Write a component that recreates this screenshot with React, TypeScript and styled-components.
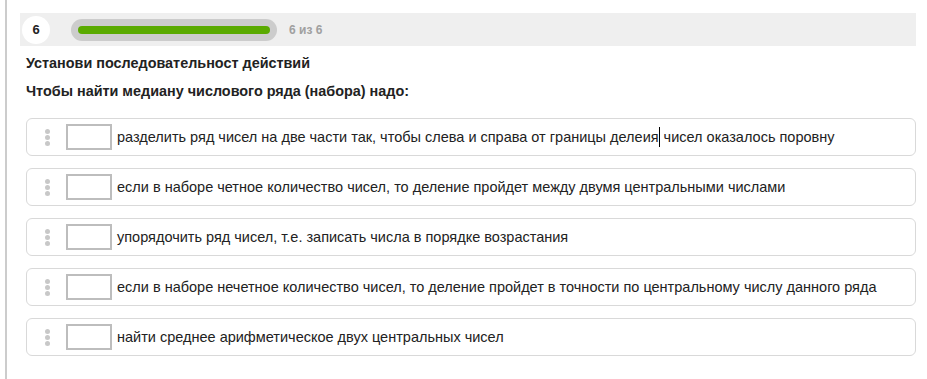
import React from 'react';
import styled, { createGlobalStyle } from 'styled-components';

const ITEMS = [
  {
    id: 1,
    before: 'разделить ряд чисел на две части так, чтобы слева и справа от границы делеия',
    after: ' чисел оказалось поровну',
    caret: true,
  },
  { id: 2, before: 'если в наборе четное количество чисел, то деление пройдет между двумя центральными числами' },
  { id: 3, before: 'упорядочить ряд чисел, т.е. записать числа в порядке возрастания' },
  { id: 4, before: 'если в наборе нечетное количество чисел, то деление пройдет в точности по центральному числу данного ряда' },
  { id: 5, before: 'найти среднее арифметическое двух центральных чисел' },
];

const GlobalStyle = createGlobalStyle`
  html, body {
    margin: 0;
    padding: 0;
    background: #fff;
    font-family: 'Liberation Sans', Arial, sans-serif;
  }
`;

export default function App() {
  return (
    <>
      <GlobalStyle />
      <Page>
        <Content>
          <Header>
            <StepNumber>6</StepNumber>
            <Track>
              <Fill style={{ width: `${(6 / 6) * 100}%` }} />
            </Track>
            <Counter>6 из 6</Counter>
          </Header>
          <Title>Установи последовательност действий</Title>
          <Question>Чтобы найти медиану числового ряда (набора) надо:</Question>
          <List>
            {ITEMS.map(item => (
              <Row key={item.id}>
                <Handle>
                  <Dot />
                  <Dot />
                  <Dot />
                </Handle>
                <Slot />
                <RowText>
                  {item.before}
                  {item.caret && <Caret />}
                  {item.after}
                </RowText>
              </Row>
            ))}
          </List>
        </Content>
      </Page>
    </>
  );
}

const Page = styled.div`
  width: 927px;
  height: 379px;
  box-sizing: border-box;
  padding-left: 5px;
  overflow: hidden;
`;

const Content = styled.div`
  height: 100%;
  border-left: 2px solid #cccccc;
  padding: 13px 11px 0 13px;
  box-sizing: border-box;
`;

const Header = styled.div`
  height: 33px;
  background: #efefef;
  display: flex;
  align-items: center;
  padding-left: 2px;
`;

const StepNumber = styled.div`
  width: 28px;
  height: 28px;
  border-radius: 50%;
  background: #fff;
  display: flex;
  align-items: center;
  justify-content: center;
  font-weight: bold;
  font-size: 13px;
  color: #222;
`;

const Track = styled.div`
  margin-left: 21px;
  width: 206px;
  height: 22px;
  box-sizing: border-box;
  padding: 7px;
  border-radius: 11px;
  background: #cccccc;
  display: flex;
`;

const Fill = styled.div`
  height: 8px;
  border-radius: 4px;
  background: #5aaa00;
`;

const Counter = styled.div`
  margin-left: 12px;
  font-size: 12px;
  font-weight: bold;
  color: #a0a0a0;
`;

const Title = styled.div`
  margin: 9px 0 0 6px;
  font-size: 14.4px;
  font-weight: bold;
  color: #222;
  line-height: 16px;
`;

const Question = styled(Title)`
  margin-top: 12px;
`;

const List = styled.div`
  margin: 19px 0 0 6px;
  display: flex;
  flex-direction: column;
  gap: 12px;
`;

const Row = styled.div`
  height: 38px;
  box-sizing: border-box;
  border: 1px solid #d9d9d9;
  border-radius: 6px;
  display: flex;
  align-items: center;
  padding-left: 18px;
`;

const Handle = styled.div`
  display: flex;
  flex-direction: column;
  gap: 1px;
  width: 5px;
`;

const Dot = styled.span`
  width: 5px;
  height: 5px;
  border-radius: 50%;
  background: #c8c8c8;
`;

const Slot = styled.div`
  margin-left: 16px;
  width: 46px;
  height: 26px;
  box-sizing: border-box;
  border: 2px solid #bdbdbd;
  background: #fff;
`;

const RowText = styled.div`
  margin-left: 5px;
  font-size: 14.5px;
  color: #222;
  white-space: nowrap;
`;

const Caret = styled.span`
  display: inline-block;
  width: 1px;
  height: 20px;
  background: #000;
  vertical-align: -5px;
`;
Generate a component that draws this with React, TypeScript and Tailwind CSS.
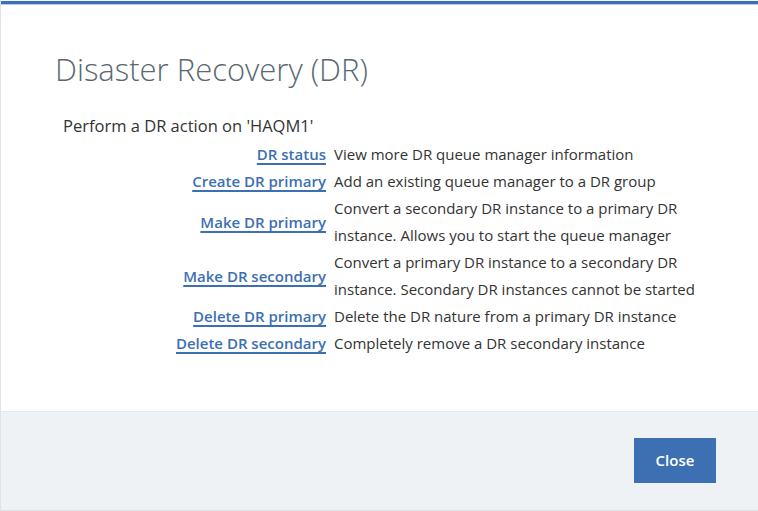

------------------------------

__The problem__
Extract the full listing above verbatim; pictures are to be left out of the copy.

__Answer to the exercise__
Write a component that recreates this screenshot with React, TypeScript and styled-components.
import React from 'react';
import styled, { createGlobalStyle } from 'styled-components';

const ITEMS = [
  {
    id: 1,
    before: 'разделить ряд чисел на две части так, чтобы слева и справа от границы делеия',
    after: ' чисел оказалось поровну',
    caret: true,
  },
  { id: 2, before: 'если в наборе четное количество чисел, то деление пройдет между двумя центральными числами' },
  { id: 3, before: 'упорядочить ряд чисел, т.е. записать числа в порядке возрастания' },
  { id: 4, before: 'если в наборе нечетное количество чисел, то деление пройдет в точности по центральному числу данного ряда' },
  { id: 5, before: 'найти среднее арифметическое двух центральных чисел' },
];

const GlobalStyle = createGlobalStyle`
  html, body {
    margin: 0;
    padding: 0;
    background: #fff;
    font-family: 'Liberation Sans', Arial, sans-serif;
  }
`;

export default function App() {
  return (
    <>
      <GlobalStyle />
      <Page>
        <Content>
          <Header>
            <StepNumber>6</StepNumber>
            <Track>
              <Fill style={{ width: `${(6 / 6) * 100}%` }} />
            </Track>
            <Counter>6 из 6</Counter>
          </Header>
          <Title>Установи последовательност действий</Title>
          <Question>Чтобы найти медиану числового ряда (набора) надо:</Question>
          <List>
            {ITEMS.map(item => (
              <Row key={item.id}>
                <Handle>
                  <Dot />
                  <Dot />
                  <Dot />
                </Handle>
                <Slot />
                <RowText>
                  {item.before}
                  {item.caret && <Caret />}
                  {item.after}
                </RowText>
              </Row>
            ))}
          </List>
        </Content>
      </Page>
    </>
  );
}

const Page = styled.div`
  width: 927px;
  height: 379px;
  box-sizing: border-box;
  padding-left: 5px;
  overflow: hidden;
`;

const Content = styled.div`
  height: 100%;
  border-left: 2px solid #cccccc;
  padding: 13px 11px 0 13px;
  box-sizing: border-box;
`;

const Header = styled.div`
  height: 33px;
  background: #efefef;
  display: flex;
  align-items: center;
  padding-left: 2px;
`;

const StepNumber = styled.div`
  width: 28px;
  height: 28px;
  border-radius: 50%;
  background: #fff;
  display: flex;
  align-items: center;
  justify-content: center;
  font-weight: bold;
  font-size: 13px;
  color: #222;
`;

const Track = styled.div`
  margin-left: 21px;
  width: 206px;
  height: 22px;
  box-sizing: border-box;
  padding: 7px;
  border-radius: 11px;
  background: #cccccc;
  display: flex;
`;

const Fill = styled.div`
  height: 8px;
  border-radius: 4px;
  background: #5aaa00;
`;

const Counter = styled.div`
  margin-left: 12px;
  font-size: 12px;
  font-weight: bold;
  color: #a0a0a0;
`;

const Title = styled.div`
  margin: 9px 0 0 6px;
  font-size: 14.4px;
  font-weight: bold;
  color: #222;
  line-height: 16px;
`;

const Question = styled(Title)`
  margin-top: 12px;
`;

const List = styled.div`
  margin: 19px 0 0 6px;
  display: flex;
  flex-direction: column;
  gap: 12px;
`;

const Row = styled.div`
  height: 38px;
  box-sizing: border-box;
  border: 1px solid #d9d9d9;
  border-radius: 6px;
  display: flex;
  align-items: center;
  padding-left: 18px;
`;

const Handle = styled.div`
  display: flex;
  flex-direction: column;
  gap: 1px;
  width: 5px;
`;

const Dot = styled.span`
  width: 5px;
  height: 5px;
  border-radius: 50%;
  background: #c8c8c8;
`;

const Slot = styled.div`
  margin-left: 16px;
  width: 46px;
  height: 26px;
  box-sizing: border-box;
  border: 2px solid #bdbdbd;
  background: #fff;
`;

const RowText = styled.div`
  margin-left: 5px;
  font-size: 14.5px;
  color: #222;
  white-space: nowrap;
`;

const Caret = styled.span`
  display: inline-block;
  width: 1px;
  height: 20px;
  background: #000;
  vertical-align: -5px;
`;
Generate a component that draws this with React, TypeScript and Tailwind CSS.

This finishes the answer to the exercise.